EKONOMİSTLER NE YAPAR
Kapitalist sistemin kurucularının aklına ekonomistler ancak 2008 krizinde gelmiştir. O kadarki finans profesörleriyle “ketçap ekonomistleri” diye dalga geçilmiştir. Peki, bunca ekonomist ne ile uğraşır. Kuşkusuz ekonomistlerin önemli bir bölümü kapitalist düzenin Kamu Kurumları, Merkez Bankaları, IMF, OECD, Dünya Bankası vb. organlarında çalışarak bir anlamda sistemin hizmetkârı durumundadırlar (ne yapsınlar ekmek parası). Önemli bir bölümü kâğıt ekonomisine hizmet ederken, şeytanın aklına gelmeyecek finansal araçlar üretmekle meşguller.

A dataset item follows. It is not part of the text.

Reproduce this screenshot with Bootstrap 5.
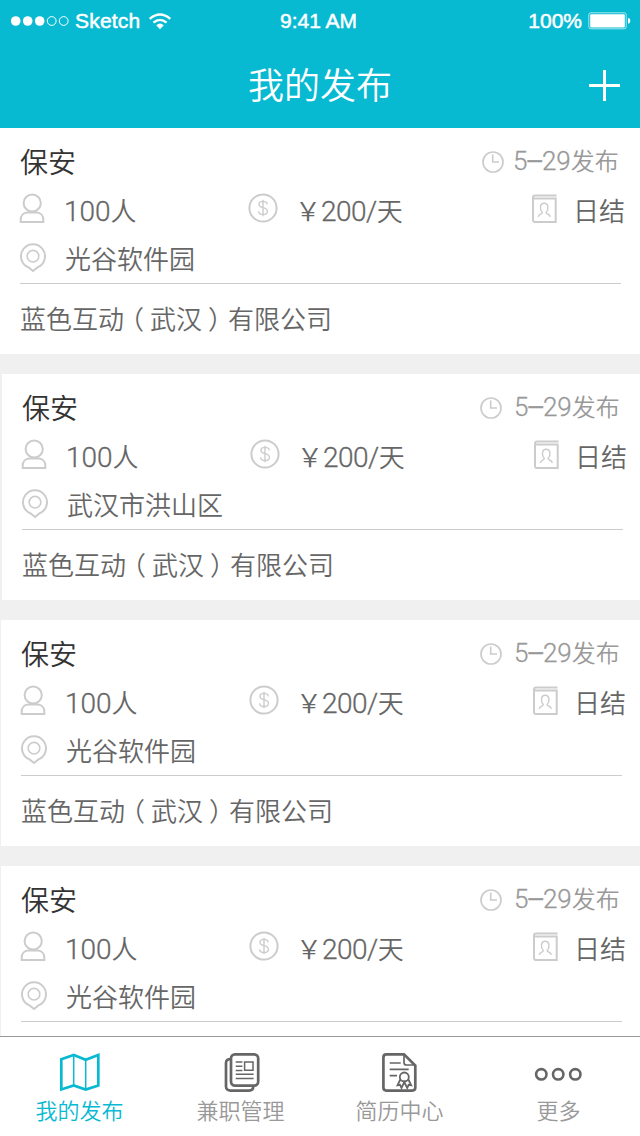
<!DOCTYPE html>
<html lang="zh-CN">
<head>
<meta charset="utf-8">
<meta name="viewport" content="width=device-width, initial-scale=1">
<title>我的发布</title>
<link href="https://cdn.jsdelivr.net/npm/bootstrap@5.3.0/dist/css/bootstrap.min.css" rel="stylesheet">
<style>
body{font-family:"Liberation Sans","Noto Sans CJK SC",sans-serif;font-weight:350;background:#f0f0f0;color:#666;overflow:hidden}
svg{display:block;flex:none;fill:none}
.screen{width:640px;height:1136px}
.top-area{background:#08b9d2;height:128px;color:#fff}
.status{height:41px;display:grid;grid-template-columns:1fr auto 1fr;font-size:21px;line-height:42px;font-weight:400;-webkit-text-stroke:.5px #fff;padding:0 9px 0 10px}
.status .clock-text{margin-left:-4px}
.title-bar{height:87px;display:grid;grid-template-columns:1fr auto 1fr;padding:0 20px}
.title-bar h1{font-size:36px;line-height:92px;font-weight:350;margin:0}
.plus{margin-top:29px}
.posts{gap:20px}
.post{height:226px;padding:10px 0 0 20px;font-size:26px;flex:none;border-radius:0;border:0;color:#666}
.shift-1{margin-left:1px}
.shift-2{margin-left:2px}
.line{height:48px;line-height:52px}
.job{font-size:28px;line-height:52px;font-weight:350;color:#333;margin:0}
.when{font-size:24px;line-height:46px;height:47px;color:#999;margin-left:auto;width:160px;gap:12px}
.when-near{width:158px;gap:9px}
.post .num{font-family:Roboto,"Liberation Sans",sans-serif;font-weight:300;font-size:28px;-webkit-text-stroke:.3px currentColor}
.post .rate{letter-spacing:-.5px}
.post .when .num{font-size:26px}
.post .dash{font-family:"Liberation Sans",sans-serif;position:relative;top:-2px}
.facts{display:grid;grid-template-columns:229px 282px 1fr}
.ico{color:#ccc;stroke:currentColor;stroke-width:2}
.who{margin:7px 18px 0 -1px}
.loc{margin:8px 18px 0 -1px}
.pay{margin:7px 17px 0 -1px}
.bk{margin:7px 15px 0 0}
.firm{width:601px;border-top:1px solid #ccc;margin-top:1px;height:71px;line-height:72px}
.po,.pc{font-feature-settings:"halt"}
.po{margin:0 6px 0 7px}
.pc{margin:0 7px 0 6px}
.tabs{height:100px;border-top:1px solid #999;background:#fff;font-size:22px}
.tabs a{color:#999;text-decoration:none;line-height:34px}
.tabs a:first-child,.tabs a:last-child{padding-right:2px}
.tabs svg{color:#666;stroke:currentColor;margin:15px 0 1px}
.tabs a.active,.tabs .active svg{color:#08b9d2}
.tabs .docs{margin-left:3px}
</style>
</head>
<body>
<svg class="d-none">
<symbol id="person" viewBox="0 0 27 31"><circle cx="13.2" cy="10" r="8.6"/><path d="M1.7 29V26.5C1.7 22.5 4.5 19.7 8 19.5H18C21.5 19.7 24.3 22.5 24.3 26.5V29Z"/></symbol>
<symbol id="pin" viewBox="0 0 28 31"><path d="M9.6 25.4A12 12 0 1 1 18.4 25.4L14 29Z"/><circle cx="14" cy="14.2" r="5.8" stroke-width="1.6"/></symbol>
<symbol id="money" viewBox="0 0 30 30"><circle cx="15" cy="15" r="13.6"/><path stroke-width="1.4" d="M15 6.8V23.2M19.2 11.4C19 7.4 11 7.4 11 11.4C11 15.6 19.4 13.8 19.4 18.2C19.4 22.6 10.8 22.6 10.6 18.2"/></symbol>
<symbol id="book" viewBox="0 0 27 31"><path d="M25.5 2.5H4Q2 2.5 2 4.5V27Q2 29 4 29H24.7V5.5H3"/><path stroke-width="1.4" d="M7.5 24V23C7.5 21.3 11.3 21.2 11.3 19.4C8.5 16.5 8.6 10.2 13.2 10.2S17.9 16.5 15.1 19.4C15.1 21.2 19 21.3 19 23V24"/></symbol>
<symbol id="clock" viewBox="0 0 22 22"><circle cx="11" cy="11" r="10" stroke-width="1.7"/><path stroke-width="1.6" d="M10.7 3.5V11H17"/></symbol>
</svg>
<div class="screen d-flex flex-column overflow-hidden">
<header class="top-area flex-shrink-0">
  <div class="status">
    <div class="d-flex align-items-center">
      <svg width="60" height="12" viewBox="0 0 60 12" stroke="#fff"><g fill="#fff" stroke="none"><circle cx="5.7" cy="6" r="4.8"/><circle cx="17.7" cy="6" r="4.8"/><circle cx="29.7" cy="6" r="4.8"/></g><circle cx="41.7" cy="6" r="4.4"/><circle cx="53.7" cy="6" r="4.4"/></svg>
      <span style="margin-left:5px;letter-spacing:.2px">Sketch</span>
      <svg class="ms-2" width="24" height="17" viewBox="0 0 24 17" stroke="#fff" stroke-width="2.3"><path d="M1.7 5.8Q12-2.8 22.3 5.8M5.4 9.7Q12 4 18.6 9.7"/><path d="M8.2 12.3Q12 8.8 15.8 12.3L12 16.2Z" fill="#fff" stroke="none"/></svg>
    </div>
    <span class="clock-text">9:41 AM</span>
    <div class="d-flex align-items-center justify-content-end">
      <span>100%</span>
      <svg style="margin-left:6px" width="43" height="18" viewBox="0 0 43 18"><rect x=".8" y=".8" width="37.4" height="16" rx="2" stroke="#fff" stroke-opacity=".65"/><rect x="2.2" y="2.2" width="34.6" height="13.2" rx="1" fill="#fff"/><path d="M40 6Q42.3 6 42.3 8.8T40 11.6Z" fill="#fff"/></svg>
    </div>
  </div>
  <div class="title-bar"><span></span><h1>我的发布</h1>
    <svg class="plus ms-auto" width="31" height="31" viewBox="0 0 31 31" stroke="#fff" stroke-width="3"><path d="M0 15.5H31M15.5 0V31"/></svg>
  </div>
</header>
<main class="posts d-flex flex-column flex-grow-1 overflow-hidden">
  <article class="post card">
    <div class="line d-flex"><h2 class="job">保安</h2><div class="when when-near d-flex align-items-center"><svg class="ico" width="22" height="22"><use href="#clock"/></svg><span><span class="num">5<span class="dash">–</span>29</span>发布</span></div></div>
    <div class="line facts"><div class="d-flex"><svg class="ico who" width="27" height="31"><use href="#person"/></svg><span><span class="num">100</span>人</span></div><div class="d-flex"><svg class="ico pay" width="30" height="30"><use href="#money"/></svg><span>￥<span class="num rate">200/</span>天</span></div><div class="d-flex"><svg class="ico bk" width="27" height="31"><use href="#book"/></svg><span>日结</span></div></div>
    <div class="line d-flex"><svg class="ico loc" width="28" height="31"><use href="#pin"/></svg><span>光谷软件园</span></div>
    <div class="firm">蓝色互动<span class="po">（</span>武汉<span class="pc">）</span>有限公司</div>
  </article>
  <article class="post card shift-2">
    <div class="line d-flex"><h2 class="job">保安</h2><div class="when d-flex align-items-center"><svg class="ico" width="22" height="22"><use href="#clock"/></svg><span><span class="num">5<span class="dash">–</span>29</span>发布</span></div></div>
    <div class="line facts"><div class="d-flex"><svg class="ico who" width="27" height="31"><use href="#person"/></svg><span><span class="num">100</span>人</span></div><div class="d-flex"><svg class="ico pay" width="30" height="30"><use href="#money"/></svg><span>￥<span class="num rate">200/</span>天</span></div><div class="d-flex"><svg class="ico bk" width="27" height="31"><use href="#book"/></svg><span>日结</span></div></div>
    <div class="line d-flex"><svg class="ico loc" width="28" height="31"><use href="#pin"/></svg><span>武汉市洪山区</span></div>
    <div class="firm">蓝色互动<span class="po">（</span>武汉<span class="pc">）</span>有限公司</div>
  </article>
  <article class="post card shift-1">
    <div class="line d-flex"><h2 class="job">保安</h2><div class="when d-flex align-items-center"><svg class="ico" width="22" height="22"><use href="#clock"/></svg><span><span class="num">5<span class="dash">–</span>29</span>发布</span></div></div>
    <div class="line facts"><div class="d-flex"><svg class="ico who" width="27" height="31"><use href="#person"/></svg><span><span class="num">100</span>人</span></div><div class="d-flex"><svg class="ico pay" width="30" height="30"><use href="#money"/></svg><span>￥<span class="num rate">200/</span>天</span></div><div class="d-flex"><svg class="ico bk" width="27" height="31"><use href="#book"/></svg><span>日结</span></div></div>
    <div class="line d-flex"><svg class="ico loc" width="28" height="31"><use href="#pin"/></svg><span>光谷软件园</span></div>
    <div class="firm">蓝色互动<span class="po">（</span>武汉<span class="pc">）</span>有限公司</div>
  </article>
  <article class="post card shift-1">
    <div class="line d-flex"><h2 class="job">保安</h2><div class="when d-flex align-items-center"><svg class="ico" width="22" height="22"><use href="#clock"/></svg><span><span class="num">5<span class="dash">–</span>29</span>发布</span></div></div>
    <div class="line facts"><div class="d-flex"><svg class="ico who" width="27" height="31"><use href="#person"/></svg><span><span class="num">100</span>人</span></div><div class="d-flex"><svg class="ico pay" width="30" height="30"><use href="#money"/></svg><span>￥<span class="num rate">200/</span>天</span></div><div class="d-flex"><svg class="ico bk" width="27" height="31"><use href="#book"/></svg><span>日结</span></div></div>
    <div class="line d-flex"><svg class="ico loc" width="28" height="31"><use href="#pin"/></svg><span>光谷软件园</span></div>
    <div class="firm"></div>
  </article>
</main>
<nav class="tabs row g-0 flex-shrink-0">
  <a href="#" class="active col d-flex flex-column align-items-center"><svg width="42" height="42" viewBox="0 0 42 42" stroke-width="2.7"><path d="M2.3 7.3L14.7 3L26.7 7.7L39.3 3V33.5L26.7 37.5L14.7 33.5L2.3 37.5Z"/><path stroke-width="1.5" d="M14.7 3V33.5M26.7 7.7V37.5"/></svg>我的发布</a>
  <a href="#" class="col d-flex flex-column align-items-center"><svg class="docs" width="36" height="42" viewBox="0 0 36 42" stroke-width="2.7"><rect x="7" y="2.4" width="27.2" height="31.2" rx="4"/><path d="M7 7C4 7 2 8.5 2 11V34.5C2 37 4 38.6 6.5 38.6H25C28 38.6 29.3 37.5 29.3 34"/><path stroke-width="1.5" d="M11.7 10H18.4M11.7 14.3H18.4M11.7 18.4H18.4M11.7 22.3H29.6M11.7 26.4H29.6M20.6 10H29V18.2H20.6Z"/></svg>兼职管理</a>
  <a href="#" class="col d-flex flex-column align-items-center"><svg width="37" height="42" viewBox="0 0 37 42" stroke-width="2.7"><path d="M23 2.4H5.4Q2.4 2.4 2.4 5.4V35.6Q2.4 38.6 5.4 38.6H31.3Q34.3 38.6 34.3 35.6V13.5Z"/><path stroke-width="1.7" d="M23 2.5V10.5Q23 13 25.5 13H34M8.7 11H19.7M8.7 17.3H27.7M8.7 23.7H16"/><g stroke-width="1.8"><circle cx="23.3" cy="25" r="4.5"/><path d="M19.3 27.5L16.5 33.3L19 32.8L20.5 36L23.3 30L26.2 36L27.7 32.8L30.2 33.3L27.4 27.5"/></g></svg>简历中心</a>
  <a href="#" class="col d-flex flex-column align-items-center"><svg width="50" height="42" viewBox="0 0 50 42" stroke-width="2.6"><circle cx="7.3" cy="22.3" r="5.2"/><circle cx="24.2" cy="22.3" r="5.2"/><circle cx="41.3" cy="22.3" r="5.2"/></svg>更多</a>
</nav>
</div>
<script src="https://cdn.jsdelivr.net/npm/bootstrap@5.3.0/dist/js/bootstrap.bundle.min.js"></script>
</body>
</html>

Peki, akademik dünya neyle uğraşmaktadır. Ünlü ekonomist, R. Coase’un da belirttiği gibi, akademik dünyada ekonomi disiplini uygulamalı matematiğin bir kolu haline gelmiş olup, gerçek dünyadaki kurumlar ve olaylardan kopmuştur. Yine önde gelen kurumlardan olan Misses Enstitüsünden bir başka ekonomistin ifadesine göre, ekonomistler bir fizikçi gibi neredeyse deneyselci ve matematik model sevdalısı olmuşlardır. Onca akademik gayret ve zaman “gerçek hayata uymayan, çoğu zamanda yapısını uygulayanın da çok iyi anlamadığı ve sonuçlarının tartışmalı olması bir yana, gerçek hayata bir katkısı olmayan” çalışmalara ayrılmaktadır. İnsan davranışını konu alan ekonomi disiplininin ekonometrik kalıplara sokulamayacağı açıktır. Bu kadar az sayıda görünen elin kontrol ettiği bir ekonomik düzende model mi olur!
Kişisel fikrime göre, akademik dünyanın içinde bulunduğu bu ortam, bunca parlak beyni ve enerjiyi, yaşayan ekonominin gerçek sorunlarından uzak tumanın bir aracı olarak yaratılmış ve korunmaktadır. Tersinden yorum yapalım. Dünyanın ilk 100 üniversitesinin önde gelen ekonomistlerinin bütün enerji ve zamanlarını çağdaş vahşi kapitalizmin olumsuzluklarını ortaya koymaya ve alternatifler üretmeye ayırdıklarını düşünürsek, dünya böyle mi olurdu? Bu bilim insanları yine Nobeller alır mıydı?